I think this piece has a lot of missed potential.
Right off the bat we get a bunch of tantalizing foreshadowing: the skeletons don't match corpses on earth, they don't know where the skeletons are going, they don't know what the skeletons want. The log of skeletons is great at building up that anticipation and atmosphere.
However, that momentum gets derailed by the dialogue log. The ability of the big skeleton to summon living skeletons strikes me as meant to be a 'big reveal'. However, I did not feel that there was enough tension being built within the dialogue log to make the anomaly revealing more of its power seem significant or deserved. Rather, much of the preceding dialogue seems bureaucratic/overly realistic, serving primarily as worldbuilding that establishes the setting without actually building tension. I didn't even realize until I was writing this review that this is what the crossed-out "matching with a corpse on earth" was supposed to refer to (more on that later.) The reactions of the characters then seem… cartoonish. Specifically: "I lost one of my favourite socks."

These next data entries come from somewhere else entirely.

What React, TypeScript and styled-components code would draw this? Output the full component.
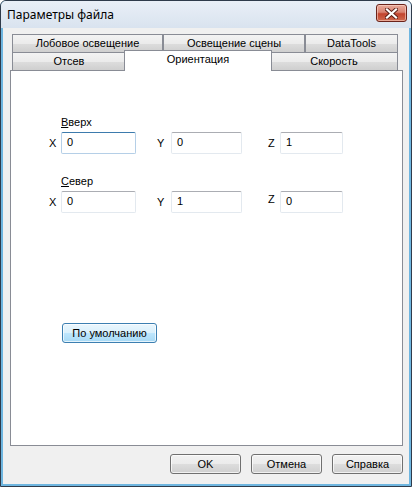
import React from "react";
import styled, { createGlobalStyle, css } from "styled-components";

const GlobalStyle = createGlobalStyle`
  html, body { margin: 0; padding: 0; background: #ffffff; }
  body { width: 412px; height: 487px; overflow: hidden; }
  * { box-sizing: border-box; }
`;

const Window = styled.div`
  width: 412px;
  height: 487px;
  border: 1px solid #2f3b4b;
  border-radius: 6px 6px 0 0;
  overflow: hidden;
  display: flex;
  flex-direction: column;
  background: #6fb6e0;
  font-family: "Liberation Sans", Arial, sans-serif;
  font-size: 11px;
  color: #000;
`;

const TitleBar = styled.div`
  height: 27px;
  flex: none;
  display: flex;
  align-items: center;
  padding: 0 4px 0 6px;
  background: linear-gradient(#e9eff7, #d9e3ef);
`;

const TitleText = styled.div`
  font-family: "Noto Sans", "Open Sans", sans-serif;
  font-size: 12px;
  color: #000;
  flex: 1;
`;

const CloseButton = styled.div`
  width: 31px;
  height: 18px;
  margin-top: -3px;
  border: 1px solid #6b231b;
  border-radius: 3px;
  background: linear-gradient(#e9aa9b 0%, #d98372 45%, #c2432d 55%, #cf6a4f 100%);
  box-shadow: inset 0 0 0 1px rgba(255, 220, 210, 0.55);
  display: flex;
  align-items: center;
  justify-content: center;
`;

const ClientFrame = styled.div`
  flex: 1;
  display: flex;
  padding: 0 2px 2px 2px;
`;

const Client = styled.div`
  flex: 1;
  background: #f0f0f0;
  display: flex;
  flex-direction: column;
  padding: 6px 6px 8px 7px;
`;

const TabControl = styled.div`
  display: flex;
  flex-direction: column;
  height: 412px;
`;

const TabRow = styled.div<{ $front?: boolean }>`
  display: flex;
  height: 18px;
  padding-left: 2px;
  position: relative;
  z-index: ${(p) => (p.$front ? 2 : 1)};
`;

const Tab = styled.div<{ $w: number; $selected?: boolean }>`
  width: ${(p) => p.$w}px;
  flex: none;
  height: 18px;
  border: 1px solid #898c95;
  border-bottom: none;
  background: linear-gradient(#f3f3f3 0%, #ebebeb 50%, #dddddd 51%, #cfcfcf 100%);
  display: flex;
  align-items: center;
  justify-content: center;
  padding-bottom: 1px;
  white-space: nowrap;
  ${(p) =>
    p.$selected &&
    css`
      height: 21px;
      margin: -2px -2px 0 -2px;
      background: #ffffff;
      position: relative;
      z-index: 3;
      padding-bottom: 4px;
    `}
`;

const Panel = styled.div`
  flex: 1;
  width: 393px;
  background: #ffffff;
  border: 1px solid #898c95;
  display: flex;
  flex-direction: column;
  padding: 45px 0 0 38px;
  position: relative;
  z-index: 1;
`;

const FieldGrid = styled.div`
  display: grid;
  grid-template-columns: 12px 75px 21px 14px 71px 26px 12px 63px;
  align-items: center;
`;

const GroupLabel = styled.div<{ $top: number }>`
  grid-column: 2 / -1;
  height: 13px;
  line-height: 13px;
  margin-top: ${(p) => p.$top}px;
  margin-bottom: 3px;
`;

const Accel = styled.span`
  text-decoration: underline;
`;

const AxisLabel = styled.div<{ $raise?: number }>`
  grid-column: auto;
  line-height: 13px;
  position: relative;
  top: ${(p) => -(p.$raise ?? 0)}px;
`;

const Gap = styled.div``;

const Input = styled.div<{ $focused?: boolean }>`
  height: 22px;
  background: #ffffff;
  border: 1px solid #e3e9ef;
  border-top-color: #abadb3;
  border-radius: 2px;
  padding: 3px 0 0 5px;
  line-height: 13px;
  ${(p) =>
    p.$focused &&
    css`
      border-color: #b5cfe7;
      border-top-color: #3d7bad;
    `}
`;

const Spacer = styled.div`
  flex: 1;
`;

const Button = styled.div<{ $w: number; $default?: boolean }>`
  width: ${(p) => p.$w}px;
  height: 20px;
  border: 1px solid #707070;
  border-radius: 3px;
  background: linear-gradient(#f2f2f2 0%, #ebebeb 50%, #dddddd 51%, #cfcfcf 100%);
  box-shadow: inset 0 0 0 1px rgba(255, 255, 255, 0.7);
  display: flex;
  align-items: center;
  justify-content: center;
  padding-bottom: 1px;
  ${(p) =>
    p.$default &&
    css`
      border-color: #3c7fb1;
      background: linear-gradient(#eaf6fd 0%, #d9f0fc 50%, #bee6fd 51%, #a7d9f5 100%);
    `}
`;

const DefaultButtonWrap = styled.div`
  margin-top: 110px;
  margin-left: 13px;
`;

const ButtonBar = styled.div`
  display: flex;
  justify-content: flex-end;
  gap: 10px;
  margin-top: 8px;
`;

export default function App() {
  return (
    <>
      <GlobalStyle />
      <Window>
        <TitleBar>
          <TitleText>Параметры файла</TitleText>
          <CloseButton>
            <svg width="13" height="11" viewBox="0 0 13 11">
              <path
                d="M2 1.5 L11 9.5 M11 1.5 L2 9.5"
                stroke="#5a1e16"
                strokeWidth="4"
                strokeLinecap="square"
              />
              <path
                d="M2 1.5 L11 9.5 M11 1.5 L2 9.5"
                stroke="#ffffff"
                strokeWidth="2.2"
                strokeLinecap="square"
              />
            </svg>
          </CloseButton>
        </TitleBar>
        <ClientFrame>
          <Client>
            <TabControl>
              <TabRow>
                <Tab $w={151}>Лобовое освещение</Tab>
                <Tab $w={142}>Освещение сцены</Tab>
                <Tab $w={93}>DataTools</Tab>
              </TabRow>
              <TabRow $front>
                <Tab $w={114}>Отсев</Tab>
                <Tab $w={148} $selected>
                  Ориентация
                </Tab>
                <Tab $w={128}>Скорость</Tab>
              </TabRow>
              <Panel>
                <FieldGrid>
                  <GroupLabel $top={0}>
                    <Accel>В</Accel>верх
                  </GroupLabel>
                  <AxisLabel>X</AxisLabel>
                  <Input $focused>0</Input>
                  <Gap />
                  <AxisLabel>Y</AxisLabel>
                  <Input>0</Input>
                  <Gap />
                  <AxisLabel>Z</AxisLabel>
                  <Input>1</Input>

                  <GroupLabel $top={21}>
                    <Accel>С</Accel>евер
                  </GroupLabel>
                  <AxisLabel>X</AxisLabel>
                  <Input>0</Input>
                  <Gap />
                  <AxisLabel>Y</AxisLabel>
                  <Input>1</Input>
                  <Gap />
                  <AxisLabel $raise={3}>Z</AxisLabel>
                  <Input>0</Input>
                </FieldGrid>
                <DefaultButtonWrap>
                  <Button $w={95} $default>
                    По умолчанию
                  </Button>
                </DefaultButtonWrap>
              </Panel>
            </TabControl>
            <ButtonBar>
              <Button $w={71}>OK</Button>
              <Button $w={71}>Отмена</Button>
              <Button $w={71}>Справка</Button>
            </ButtonBar>
            <Spacer />
          </Client>
        </ClientFrame>
      </Window>
    </>
  );
}
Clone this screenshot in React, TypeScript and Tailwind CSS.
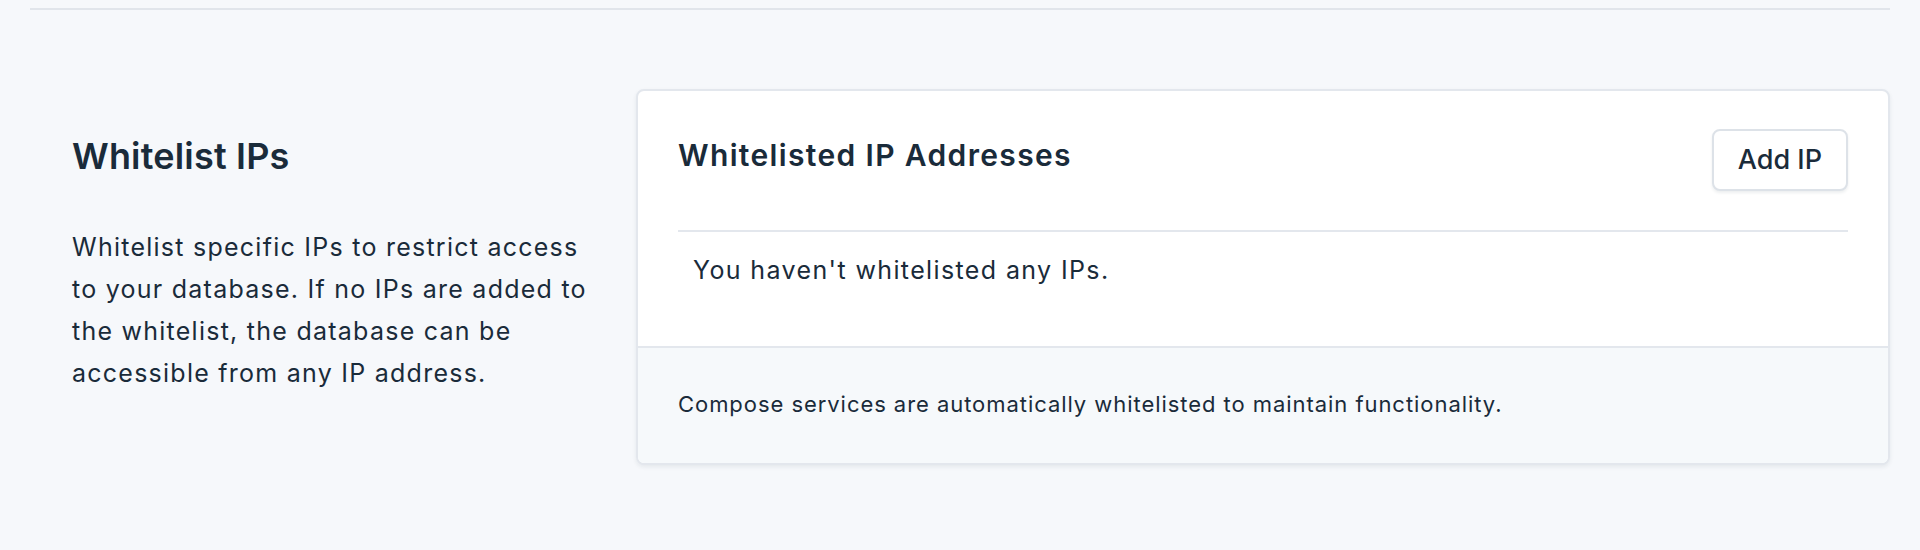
import React from 'react'

const font = { fontFamily: 'Inter, "Noto Sans", sans-serif' }

export default function App() {
  return (
    <div className="min-h-[550px] bg-[#f6f8fb] px-[30px] pt-2 text-[#1a2b3a]" style={font}>
      <div className="border-t-2 border-[#e1e5eb]" />

      <section className="mt-[79px] flex items-start">
        {/* 左侧说明 */}
        <div className="w-[606px] shrink-0 pl-[42px] pr-[30px] pt-[45px]">
          <h2 className="text-[36px] leading-[44px] font-semibold tracking-[0.005em]">Whitelist IPs</h2>
          <p className="mt-[48px] text-[25px] leading-[42px] tracking-[0.05em]">
            Whitelist specific IPs to restrict access to your database. If no IPs are added to the
            whitelist, the database can be accessible from any IP address.
          </p>
        </div>

        {/* 卡片 */}
        <div className="flex-1 overflow-hidden rounded-[8px] border-2 border-[#e3e7ed] bg-white shadow-[0_2px_4px_rgba(30,45,60,0.08)]">
          <div className="px-[40px]">
            <div className="flex items-start justify-between border-b-2 border-[#e3e7ed] pt-[38px] pb-[39px]">
              <h3 className="mt-[7px] text-[30px] leading-[38px] font-semibold tracking-[0.045em]">
                Whitelisted IP Addresses
              </h3>
              <button className="rounded-[8px] border-2 border-[#dde2e8] bg-white px-[24px] py-[12px] text-[27px] leading-[34px] font-medium shadow-[0_2px_3px_rgba(30,45,60,0.08)]">
                Add IP
              </button>
            </div>
            <div className="pt-[18px] pb-[56px] pl-[15px] text-[25px] leading-[40px] tracking-[0.055em]">
              You haven't whitelisted any IPs.
            </div>
          </div>
          <div className="border-t-2 border-[#e3e7ed] bg-[#f6f9fb] px-[40px] pt-[40px] pb-[43px] text-[22px] leading-[32px] tracking-[0.043em]">
            Compose services are automatically whitelisted to maintain functionality.
          </div>
        </div>
      </section>
    </div>
  )
}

Ultimately, the only thing that ends up being revealed is that 1) the big skeleton can pull little skeletons from earth (if I'm reading this correctly) and 2) the big skeleton wants the little skeletons to rest in peace. That covers maybe 1.5 of the things foreshadowed at the beginning.
Finally, the last addendum. It tells us little more on top of the crossed-out "matching with a corpse on earth" does — the wording of that crossout already implies the skeleton was pulling up non-human/non-earthling bodies (as opposed to being able to summon skeletons from within living bodies). This would've benefited from greater clarity. Ultimately the last addendum fails to work as a stinger because of the vague and nebulous descriptions that would benefit from the tightening.
Novote. Of all the moving parts, there are enough that I like, but many that could've been done better.